=== Given instruction ===
Locate all lines in the data below that hold "size" and show them.

=== Provided data ===
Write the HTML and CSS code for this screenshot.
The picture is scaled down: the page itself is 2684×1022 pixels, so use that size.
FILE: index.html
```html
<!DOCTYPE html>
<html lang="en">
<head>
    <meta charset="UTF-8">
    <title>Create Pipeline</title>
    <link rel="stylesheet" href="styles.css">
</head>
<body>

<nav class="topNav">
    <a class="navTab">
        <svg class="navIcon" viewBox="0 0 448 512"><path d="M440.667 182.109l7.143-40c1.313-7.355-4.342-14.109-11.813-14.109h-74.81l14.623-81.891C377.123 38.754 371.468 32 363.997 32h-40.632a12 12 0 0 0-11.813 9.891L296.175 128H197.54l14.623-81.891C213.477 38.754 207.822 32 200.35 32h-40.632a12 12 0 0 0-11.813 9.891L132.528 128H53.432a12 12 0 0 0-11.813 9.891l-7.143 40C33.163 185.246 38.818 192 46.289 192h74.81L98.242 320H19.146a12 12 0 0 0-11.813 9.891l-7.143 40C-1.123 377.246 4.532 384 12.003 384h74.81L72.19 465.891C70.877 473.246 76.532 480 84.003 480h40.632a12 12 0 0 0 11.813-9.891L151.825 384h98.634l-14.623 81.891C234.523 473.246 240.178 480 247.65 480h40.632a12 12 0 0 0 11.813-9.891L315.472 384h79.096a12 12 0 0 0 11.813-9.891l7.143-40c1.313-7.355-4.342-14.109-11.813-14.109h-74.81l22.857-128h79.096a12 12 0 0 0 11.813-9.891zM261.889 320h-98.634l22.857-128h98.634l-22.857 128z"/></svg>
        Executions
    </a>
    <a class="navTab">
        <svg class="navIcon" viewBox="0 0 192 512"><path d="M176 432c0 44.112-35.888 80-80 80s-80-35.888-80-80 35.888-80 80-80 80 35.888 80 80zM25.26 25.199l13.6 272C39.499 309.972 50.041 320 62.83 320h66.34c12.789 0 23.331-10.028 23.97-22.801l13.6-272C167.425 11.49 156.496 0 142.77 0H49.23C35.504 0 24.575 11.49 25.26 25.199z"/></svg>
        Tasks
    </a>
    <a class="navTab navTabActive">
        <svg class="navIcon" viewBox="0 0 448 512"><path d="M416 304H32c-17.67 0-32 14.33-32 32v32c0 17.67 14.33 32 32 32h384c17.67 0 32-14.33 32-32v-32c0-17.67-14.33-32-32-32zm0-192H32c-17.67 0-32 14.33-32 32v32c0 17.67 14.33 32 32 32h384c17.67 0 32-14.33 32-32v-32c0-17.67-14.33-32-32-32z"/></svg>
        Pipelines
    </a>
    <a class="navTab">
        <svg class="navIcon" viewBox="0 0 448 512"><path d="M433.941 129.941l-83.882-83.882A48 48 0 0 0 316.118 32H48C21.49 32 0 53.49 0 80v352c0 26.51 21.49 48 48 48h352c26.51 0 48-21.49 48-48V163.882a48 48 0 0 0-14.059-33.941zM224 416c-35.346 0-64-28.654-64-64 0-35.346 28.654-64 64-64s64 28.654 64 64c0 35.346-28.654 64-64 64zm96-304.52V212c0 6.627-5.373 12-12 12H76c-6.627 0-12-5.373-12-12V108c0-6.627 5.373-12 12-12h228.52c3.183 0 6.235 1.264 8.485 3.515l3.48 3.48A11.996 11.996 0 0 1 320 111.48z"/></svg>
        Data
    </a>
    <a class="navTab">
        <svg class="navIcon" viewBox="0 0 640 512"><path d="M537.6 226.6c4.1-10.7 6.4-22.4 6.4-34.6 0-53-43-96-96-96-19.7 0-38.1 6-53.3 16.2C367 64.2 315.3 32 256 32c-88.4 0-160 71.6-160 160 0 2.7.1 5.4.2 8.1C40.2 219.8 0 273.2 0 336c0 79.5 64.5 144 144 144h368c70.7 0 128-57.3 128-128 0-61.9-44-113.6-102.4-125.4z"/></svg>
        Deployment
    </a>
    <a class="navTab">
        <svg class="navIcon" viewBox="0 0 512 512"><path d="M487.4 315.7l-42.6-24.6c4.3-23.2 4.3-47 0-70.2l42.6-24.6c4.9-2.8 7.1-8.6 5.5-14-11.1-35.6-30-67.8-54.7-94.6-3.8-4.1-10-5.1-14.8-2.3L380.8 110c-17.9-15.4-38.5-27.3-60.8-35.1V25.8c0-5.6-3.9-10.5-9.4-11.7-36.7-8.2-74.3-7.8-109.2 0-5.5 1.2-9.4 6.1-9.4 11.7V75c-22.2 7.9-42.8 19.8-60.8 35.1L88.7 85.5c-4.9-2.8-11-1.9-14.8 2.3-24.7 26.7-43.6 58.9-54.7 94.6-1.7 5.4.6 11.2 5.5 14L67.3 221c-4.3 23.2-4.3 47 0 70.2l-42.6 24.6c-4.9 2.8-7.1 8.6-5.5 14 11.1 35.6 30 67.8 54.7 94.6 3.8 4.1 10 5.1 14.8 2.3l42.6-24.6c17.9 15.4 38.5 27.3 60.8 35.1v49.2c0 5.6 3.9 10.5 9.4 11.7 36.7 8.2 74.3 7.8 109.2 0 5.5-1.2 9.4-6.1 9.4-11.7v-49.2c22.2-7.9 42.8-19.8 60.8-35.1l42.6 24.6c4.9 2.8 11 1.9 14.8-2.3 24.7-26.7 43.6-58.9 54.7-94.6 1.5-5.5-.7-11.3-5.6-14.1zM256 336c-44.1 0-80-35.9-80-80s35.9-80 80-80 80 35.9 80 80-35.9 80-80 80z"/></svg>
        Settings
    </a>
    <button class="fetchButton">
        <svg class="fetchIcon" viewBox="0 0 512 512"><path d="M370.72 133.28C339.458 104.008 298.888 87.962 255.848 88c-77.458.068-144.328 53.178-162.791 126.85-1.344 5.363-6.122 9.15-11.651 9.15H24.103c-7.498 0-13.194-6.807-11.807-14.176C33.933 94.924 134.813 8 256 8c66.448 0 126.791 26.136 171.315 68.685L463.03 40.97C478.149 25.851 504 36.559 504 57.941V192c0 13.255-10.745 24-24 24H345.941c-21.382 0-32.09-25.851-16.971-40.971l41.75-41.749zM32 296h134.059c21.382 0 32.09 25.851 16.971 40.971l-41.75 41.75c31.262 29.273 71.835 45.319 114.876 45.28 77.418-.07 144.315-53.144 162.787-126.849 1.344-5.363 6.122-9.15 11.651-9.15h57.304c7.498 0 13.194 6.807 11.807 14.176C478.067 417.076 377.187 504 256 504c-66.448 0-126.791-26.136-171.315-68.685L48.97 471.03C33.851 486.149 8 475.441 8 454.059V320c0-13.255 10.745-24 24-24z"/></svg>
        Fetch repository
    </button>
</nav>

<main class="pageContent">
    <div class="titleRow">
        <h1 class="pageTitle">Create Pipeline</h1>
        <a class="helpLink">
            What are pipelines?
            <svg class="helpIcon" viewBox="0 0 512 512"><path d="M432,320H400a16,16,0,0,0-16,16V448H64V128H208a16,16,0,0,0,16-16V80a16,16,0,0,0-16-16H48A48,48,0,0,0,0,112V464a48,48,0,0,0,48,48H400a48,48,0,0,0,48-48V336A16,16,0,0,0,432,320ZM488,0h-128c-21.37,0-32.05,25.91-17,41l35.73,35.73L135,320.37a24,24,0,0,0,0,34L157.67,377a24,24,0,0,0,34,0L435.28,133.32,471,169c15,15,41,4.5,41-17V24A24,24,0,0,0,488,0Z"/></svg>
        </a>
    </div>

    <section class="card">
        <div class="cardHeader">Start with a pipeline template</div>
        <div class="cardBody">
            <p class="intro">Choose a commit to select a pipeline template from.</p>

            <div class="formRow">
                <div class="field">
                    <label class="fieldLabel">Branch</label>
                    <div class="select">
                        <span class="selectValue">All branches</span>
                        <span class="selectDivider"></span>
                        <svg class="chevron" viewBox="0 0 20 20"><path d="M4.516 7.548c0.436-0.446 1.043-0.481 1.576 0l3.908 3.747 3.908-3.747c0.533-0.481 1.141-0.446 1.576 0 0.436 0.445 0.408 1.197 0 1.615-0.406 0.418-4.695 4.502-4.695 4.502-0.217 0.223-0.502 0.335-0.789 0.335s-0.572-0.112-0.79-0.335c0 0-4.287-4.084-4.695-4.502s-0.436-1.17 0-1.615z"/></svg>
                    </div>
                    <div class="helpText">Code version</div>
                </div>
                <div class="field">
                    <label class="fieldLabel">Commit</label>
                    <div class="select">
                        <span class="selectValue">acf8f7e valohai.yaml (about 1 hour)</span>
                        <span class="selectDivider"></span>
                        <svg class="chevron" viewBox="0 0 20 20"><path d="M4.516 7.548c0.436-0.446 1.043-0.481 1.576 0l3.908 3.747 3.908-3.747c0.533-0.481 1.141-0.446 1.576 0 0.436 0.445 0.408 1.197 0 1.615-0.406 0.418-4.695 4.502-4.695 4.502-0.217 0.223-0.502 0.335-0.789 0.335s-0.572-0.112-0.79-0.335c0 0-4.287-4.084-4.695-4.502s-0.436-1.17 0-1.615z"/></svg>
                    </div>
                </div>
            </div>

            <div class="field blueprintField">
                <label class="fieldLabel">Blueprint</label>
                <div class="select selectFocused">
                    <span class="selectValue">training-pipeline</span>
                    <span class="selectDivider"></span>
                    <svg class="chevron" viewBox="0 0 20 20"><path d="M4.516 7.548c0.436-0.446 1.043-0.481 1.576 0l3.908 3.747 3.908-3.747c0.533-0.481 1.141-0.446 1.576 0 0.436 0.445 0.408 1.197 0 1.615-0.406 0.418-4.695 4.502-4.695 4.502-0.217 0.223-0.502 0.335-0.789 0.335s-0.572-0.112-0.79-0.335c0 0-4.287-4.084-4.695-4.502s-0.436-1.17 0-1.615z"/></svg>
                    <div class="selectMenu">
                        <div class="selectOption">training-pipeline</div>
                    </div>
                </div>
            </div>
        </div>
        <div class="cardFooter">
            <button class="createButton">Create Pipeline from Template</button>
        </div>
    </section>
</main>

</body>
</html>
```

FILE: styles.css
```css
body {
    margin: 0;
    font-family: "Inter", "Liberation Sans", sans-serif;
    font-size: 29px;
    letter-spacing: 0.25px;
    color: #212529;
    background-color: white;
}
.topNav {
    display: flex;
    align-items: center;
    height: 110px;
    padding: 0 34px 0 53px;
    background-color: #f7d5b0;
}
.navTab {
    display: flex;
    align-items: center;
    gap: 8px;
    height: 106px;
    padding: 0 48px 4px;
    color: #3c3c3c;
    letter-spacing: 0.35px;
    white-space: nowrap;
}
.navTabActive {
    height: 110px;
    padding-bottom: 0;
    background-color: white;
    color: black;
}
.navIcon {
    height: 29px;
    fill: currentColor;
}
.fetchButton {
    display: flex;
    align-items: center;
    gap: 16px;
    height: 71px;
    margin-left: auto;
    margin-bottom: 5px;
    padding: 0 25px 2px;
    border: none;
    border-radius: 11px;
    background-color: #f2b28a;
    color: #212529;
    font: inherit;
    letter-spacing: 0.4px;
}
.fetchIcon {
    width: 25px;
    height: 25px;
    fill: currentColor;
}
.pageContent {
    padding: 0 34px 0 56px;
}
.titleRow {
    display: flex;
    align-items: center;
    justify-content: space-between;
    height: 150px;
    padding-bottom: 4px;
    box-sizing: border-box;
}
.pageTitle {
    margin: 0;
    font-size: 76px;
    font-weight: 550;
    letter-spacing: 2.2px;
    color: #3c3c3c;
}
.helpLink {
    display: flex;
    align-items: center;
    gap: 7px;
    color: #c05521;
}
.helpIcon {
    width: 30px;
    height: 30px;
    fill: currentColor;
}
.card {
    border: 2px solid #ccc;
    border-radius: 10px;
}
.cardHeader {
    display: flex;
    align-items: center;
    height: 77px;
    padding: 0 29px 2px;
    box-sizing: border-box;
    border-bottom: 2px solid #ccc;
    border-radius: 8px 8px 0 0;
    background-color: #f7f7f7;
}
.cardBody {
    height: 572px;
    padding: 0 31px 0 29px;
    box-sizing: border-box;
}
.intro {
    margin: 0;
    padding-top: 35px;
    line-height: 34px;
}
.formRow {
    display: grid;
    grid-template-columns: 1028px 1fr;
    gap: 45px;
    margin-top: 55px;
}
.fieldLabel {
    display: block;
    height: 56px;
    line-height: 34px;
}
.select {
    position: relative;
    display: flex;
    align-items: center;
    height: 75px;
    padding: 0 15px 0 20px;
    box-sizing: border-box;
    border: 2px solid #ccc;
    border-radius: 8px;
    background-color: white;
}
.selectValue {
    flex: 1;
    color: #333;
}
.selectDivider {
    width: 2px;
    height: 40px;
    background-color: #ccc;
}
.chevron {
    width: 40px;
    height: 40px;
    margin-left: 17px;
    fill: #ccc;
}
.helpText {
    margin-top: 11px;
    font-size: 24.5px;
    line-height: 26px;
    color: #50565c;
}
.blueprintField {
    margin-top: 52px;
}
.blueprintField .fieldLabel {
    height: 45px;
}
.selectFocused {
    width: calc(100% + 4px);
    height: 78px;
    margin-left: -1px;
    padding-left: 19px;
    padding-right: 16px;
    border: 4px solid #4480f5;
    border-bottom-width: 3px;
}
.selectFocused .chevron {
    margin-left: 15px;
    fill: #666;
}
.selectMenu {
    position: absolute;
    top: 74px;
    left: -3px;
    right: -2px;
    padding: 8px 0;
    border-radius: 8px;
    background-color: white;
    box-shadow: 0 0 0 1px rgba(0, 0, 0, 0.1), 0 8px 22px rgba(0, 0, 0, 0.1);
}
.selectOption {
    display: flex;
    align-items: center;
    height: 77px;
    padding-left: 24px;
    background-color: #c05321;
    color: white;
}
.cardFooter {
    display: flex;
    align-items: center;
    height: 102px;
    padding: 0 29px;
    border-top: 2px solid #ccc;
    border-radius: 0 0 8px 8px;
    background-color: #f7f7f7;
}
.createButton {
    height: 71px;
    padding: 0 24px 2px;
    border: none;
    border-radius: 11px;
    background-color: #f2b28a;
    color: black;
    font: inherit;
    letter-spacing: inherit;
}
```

=== Output below ===
The picture is scaled down: the page itself is 2684×1022 pixels, so use that size.
    font-size: 29px;
    font-size: 76px;
    font-size: 24.5px;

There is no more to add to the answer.